WHAT NEEDS TO BE DONE. Copy out each line of the data holding "page".
# # # # #
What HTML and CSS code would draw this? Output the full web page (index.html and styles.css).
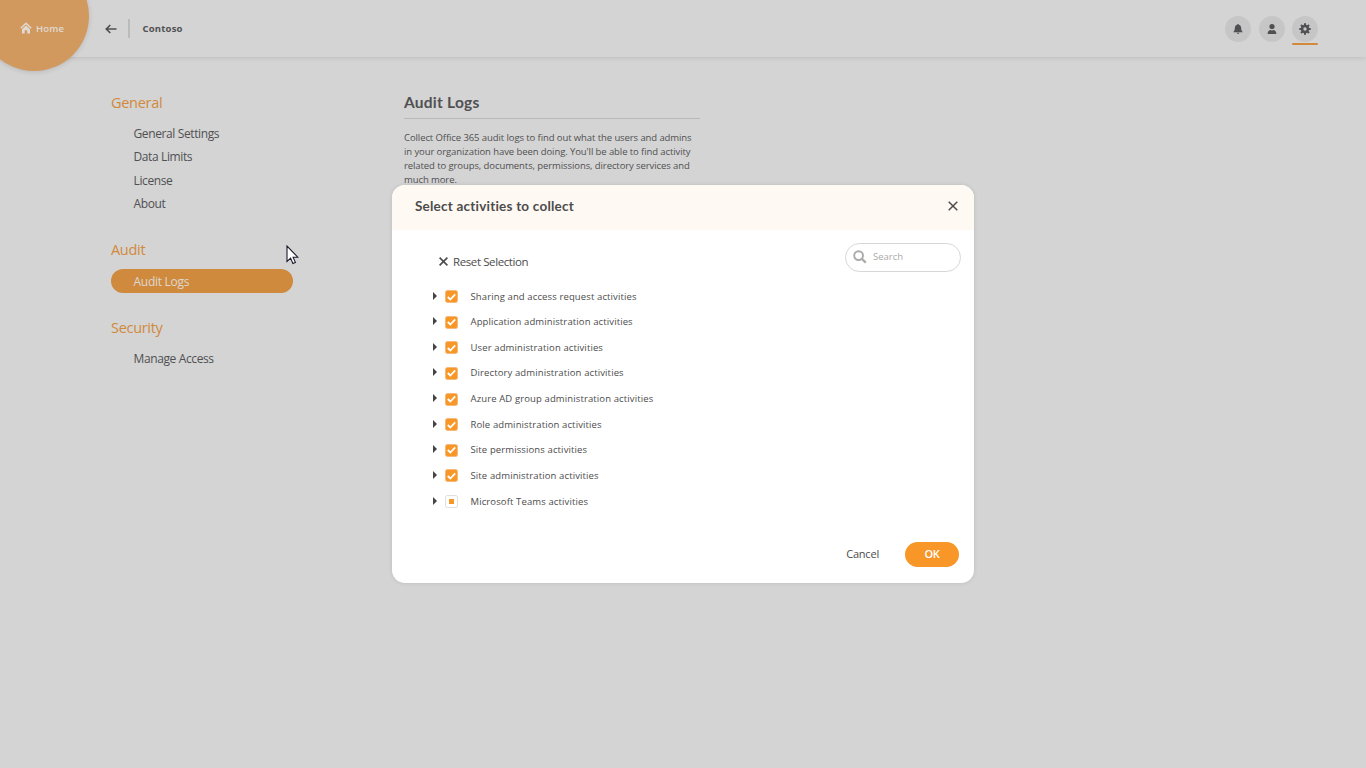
FILE: index.html
```html
<!DOCTYPE html>
<html lang="en">
<head>
<meta charset="utf-8">
<title>Audit Logs</title>
<link rel="stylesheet" href="styles.css">
</head>
<body>
<header class="topbar">
  <a class="home">
    <svg class="home-icon" width="12" height="12" viewBox="0 0 12 12"><path d="M.8 6.2 6 1.2l5.2 5" fill="none" stroke="currentColor" stroke-width="1.5"/><path d="M2 7.3 6 3.6l4 3.7v4.2H7.3V8.3H4.7v3.2H2z" fill="currentColor"/></svg>
    <span class="home-label">Home</span>
  </a>
  <svg class="back" width="12" height="10" viewBox="0 0 12 10"><path d="M11.5 5H1.5M5.3 1 1.3 5l4 4" fill="none" stroke="currentColor" stroke-width="1.7"/></svg>
  <span class="divider"></span>
  <span class="tenant">Contoso</span>
  <nav class="actions">
    <span class="round"><svg width="12" height="12" viewBox="0 0 12 12"><path d="M6 .9c.6 0 .9.4.9.8 1.7.4 2.2 1.8 2.3 3.6.1 1.8.5 2.7 1.6 3.9H1.2c1.1-1.2 1.5-2.1 1.6-3.9.1-1.8.6-3.2 2.3-3.6 0-.4.3-.8.9-.8zM4.8 9.7h2.4c0 .8-.5 1.2-1.2 1.2s-1.2-.4-1.2-1.2z" fill="currentColor"/></svg></span>
    <span class="round"><svg width="12" height="12" viewBox="0 0 12 12"><circle cx="6" cy="3.5" r="2.6" fill="currentColor"/><path d="M1.6 11c0-2.600 1.700-3.900 3-3.900.9.500 1.900.5 2.800 0 1.300 0 3 1.300 3 3.900z" fill="currentColor"/></svg></span>
    <span class="round active"><svg width="12" height="12" viewBox="0 0 12 12"><g stroke="currentColor" stroke-width="2"><path d="M6 .3v11.400M.3 6h11.400M2 2l8 8M10 2l-8 8"/></g><circle cx="6" cy="6" r="4.200" fill="currentColor"/><circle class="gear-hole" cx="6" cy="6" r="1.700"/></svg></span>
  </nav>
</header>
<main class="page">
  <aside class="sidebar">
    <h2 class="group">General</h2>
    <ul class="links"><li>General Settings</li><li>Data Limits</li><li>License</li><li>About</li></ul>
    <h2 class="group">Audit</h2>
    <ul class="links"><li class="selected">Audit Logs</li></ul>
    <h2 class="group">Security</h2>
    <ul class="links"><li>Manage Access</li></ul>
  </aside>
  <section class="content">
    <h1 class="title">Audit Logs</h1>
    <p class="intro">Collect Office 365 audit logs to find out what the users and admins<br>in your organization have been doing. You'll be able to find activity<br>related to groups, documents, permissions, directory services and<br>much more.</p>
  </section>
</main>
<div class="dialog">
  <div class="dialog-head">
    <span class="dialog-title">Select activities to collect</span>
    <svg class="close" width="10" height="10" viewBox="0 0 10 10"><path d="M.7.7l8.600 8.600M9.300.7.7 9.300" stroke="currentColor" stroke-width="1.500"/></svg>
  </div>
  <div class="tools">
    <span class="reset"><svg width="9" height="9" viewBox="0 0 9 9"><path d="M.6.6l7.800 7.800M8.400.6.6 8.400" stroke="currentColor" stroke-width="1.600"/></svg><span class="reset-label">Reset Selection</span></span>
    <span class="search"><svg width="14" height="14" viewBox="0 0 14 14" fill="none" stroke="currentColor"><circle cx="5.600" cy="5.600" r="4.400" stroke-width="1.900"/><path d="M9 9l3.800 3.600" stroke-width="2.400"/></svg><span class="search-label">Search</span></span>
  </div>
  <ul class="tree">
    <li><i class="caret"></i><span class="box on"><svg width="9" height="8" viewBox="0 0 9 8"><path d="M.8 4 3.300 6.500 8.200 1.300" fill="none" stroke="#fff" stroke-width="1.800"/></svg></span><span class="item">Sharing and access request activities</span></li>
    <li><i class="caret"></i><span class="box on"><svg width="9" height="8" viewBox="0 0 9 8"><path d="M.8 4 3.300 6.500 8.200 1.300" fill="none" stroke="#fff" stroke-width="1.800"/></svg></span><span class="item">Application administration activities</span></li>
    <li><i class="caret"></i><span class="box on"><svg width="9" height="8" viewBox="0 0 9 8"><path d="M.8 4 3.300 6.500 8.200 1.300" fill="none" stroke="#fff" stroke-width="1.800"/></svg></span><span class="item">User administration activities</span></li>
    <li><i class="caret"></i><span class="box on"><svg width="9" height="8" viewBox="0 0 9 8"><path d="M.8 4 3.300 6.500 8.200 1.300" fill="none" stroke="#fff" stroke-width="1.800"/></svg></span><span class="item">Directory administration activities</span></li>
    <li><i class="caret"></i><span class="box on"><svg width="9" height="8" viewBox="0 0 9 8"><path d="M.8 4 3.300 6.500 8.200 1.300" fill="none" stroke="#fff" stroke-width="1.800"/></svg></span><span class="item">Azure AD group administration activities</span></li>
    <li><i class="caret"></i><span class="box on"><svg width="9" height="8" viewBox="0 0 9 8"><path d="M.8 4 3.300 6.500 8.200 1.300" fill="none" stroke="#fff" stroke-width="1.800"/></svg></span><span class="item">Role administration activities</span></li>
    <li><i class="caret"></i><span class="box on"><svg width="9" height="8" viewBox="0 0 9 8"><path d="M.8 4 3.300 6.500 8.200 1.300" fill="none" stroke="#fff" stroke-width="1.800"/></svg></span><span class="item">Site permissions activities</span></li>
    <li><i class="caret"></i><span class="box on"><svg width="9" height="8" viewBox="0 0 9 8"><path d="M.8 4 3.300 6.500 8.200 1.300" fill="none" stroke="#fff" stroke-width="1.800"/></svg></span><span class="item">Site administration activities</span></li>
    <li><i class="caret"></i><span class="box partial"></span><span class="item">Microsoft Teams activities</span></li>
  </ul>
  <div class="buttons"><span class="cancel">Cancel</span><span class="ok">OK</span></div>
</div>
<svg class="cursor" width="13" height="20" viewBox="0 0 13 20"><path d="M1 1v15.500l3.600-3.400 2.300 5.400 2.500-1.100-2.300-5.200h4.700z" fill="#fff" stroke="#1b1b2b" stroke-width="1.100"/></svg>
</body>
</html>
```
FILE: styles.css
```css
* { box-sizing: border-box; }
body { margin: 0; height: 768px; overflow: hidden; background: #d4d4d4; color: #505052; font-family: "Open Sans", "Noto Sans", sans-serif; font-size: 12px; }
ul, h1, h2, p { margin: 0; padding: 0; list-style: none; font-weight: 400; }
svg { display: block; flex: none; }
span, li, h1, h2 { white-space: nowrap; }

.topbar { position: relative; display: flex; align-items: center; height: 57px; padding: 0 48px 0 104.5px; box-shadow: 0 1px 5px rgba(0,0,0,.11); }
.home { position: absolute; left: -21px; top: -39px; width: 110px; height: 110px; padding: 61px 0 0 40.5px; border-radius: 50%; background: #d1995e; color: #e0dad3; display: flex; gap: 4.5px; box-shadow: 0 1px 5px rgba(0,0,0,.13); }
.home-label { font-size: 9.5px; line-height: 13px; font-weight: 600; letter-spacing: .2px; }
.divider { width: 2px; height: 19px; margin-left: 11.5px; background: #bbb; }
.tenant { margin-left: 12.5px; padding-bottom: 1px; font-size: 9.5px; font-weight: 700; letter-spacing: .2px; }
.actions { display: flex; gap: 7.5px; margin-left: auto; }
.round { position: relative; width: 26px; height: 26px; border-radius: 50%; background: #c6c6c6; display: flex; align-items: center; justify-content: center; }
.active::after { content: ""; position: absolute; left: 0; top: 27.5px; width: 26px; height: 2px; border-radius: 1px; background: #d1893b; }
.gear-hole { fill: #c6c6c6; }

.page { display: flex; padding: 34px 0 0 111px; }
.sidebar { width: 182px; }
.group { height: 24px; line-height: 24px; font-size: 14.5px; color: #d1893b; letter-spacing: -.3px; }
.links { padding: 7px 0 22px; }
.links li { height: 23.4px; line-height: 24px; padding-left: 22.5px; font-size: 12px; letter-spacing: -.38px; }
.links .selected { height: 24px; margin-bottom: 1px; line-height: 26px; border-radius: 12px; background: #cf8a3d; color: #ddd8d2; letter-spacing: -.28px; }
.content { width: 296px; margin-left: 111px; }
.title { height: 28px; border-bottom: 1px solid #b9b9b9; font: 700 15.5px/23px Lato, sans-serif; letter-spacing: .25px; }
.intro { margin-top: 11.5px; font-size: 9.5px; line-height: 14px; white-space: nowrap; letter-spacing: -.09px; }

.dialog { position: absolute; left: 392px; top: 185px; width: 582px; height: 398px; border-radius: 13px; background: #fff; overflow: hidden; box-shadow: 0 0 4px rgba(0,0,0,.11); color: #4c4c4c; }
.dialog-head { display: flex; align-items: center; justify-content: space-between; height: 44.5px; padding: 0 16.5px 2px 23px; background: #fff9f3; }
.dialog-title { padding-bottom: 1px; font: 700 13.5px/20px Lato, sans-serif; letter-spacing: .22px; }
.tools { display: flex; justify-content: space-between; padding: 13px 13px 0 47px; height: 54.2px; }
.reset { display: flex; align-items: center; gap: 5px; height: 37px; }
.reset-label { font-size: 11.5px; letter-spacing: -.4px; }
.search { display: flex; align-items: center; gap: 6px; width: 116px; height: 29px; padding: 0 0 1px 7px; border: 1px solid #d7d7d7; border-radius: 15px; color: #aaa; }
.search-label { font-size: 9.5px; }
.tree li { display: flex; align-items: center; height: 25.63px; padding-left: 41px; font-size: 9.5px; letter-spacing: .12px; }
.item { padding-bottom: 1px; }
.caret { width: 0; height: 0; border: solid transparent; border-width: 4px 0 4px 4px; border-left-color: #444; margin: -2px 8px 0 0; }
.box { display: flex; align-items: center; justify-content: center; width: 13px; height: 13px; margin-right: 12.5px; border-radius: 2.5px; border: 1px solid #e2ddd8; background: #fff; }
.on { background: #f89728; border-color: #f5b978; }
.partial::after { content: ""; width: 5px; height: 5px; background: #f89728; }
.buttons { display: flex; align-items: center; justify-content: flex-end; gap: 26px; padding: 27.6px 15px 0 0; font-size: 11px; }
.cancel { padding-bottom: 1px; font-size: 11px; letter-spacing: -.2px; }
.ok { width: 54px; height: 25px; border-radius: 13px; background: #f89728; color: #fff; font-weight: 600; line-height: 24px; text-align: center; letter-spacing: -.3px; }
.cursor { position: absolute; left: 285.5px; top: 244.5px; }
```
# # # # #
RESULT OF THIS EXERCISE.
What HTML and CSS code would draw this? Output the full web page (index.html and styles.css).
<main class="page">
.page { display: flex; padding: 34px 0 0 111px; }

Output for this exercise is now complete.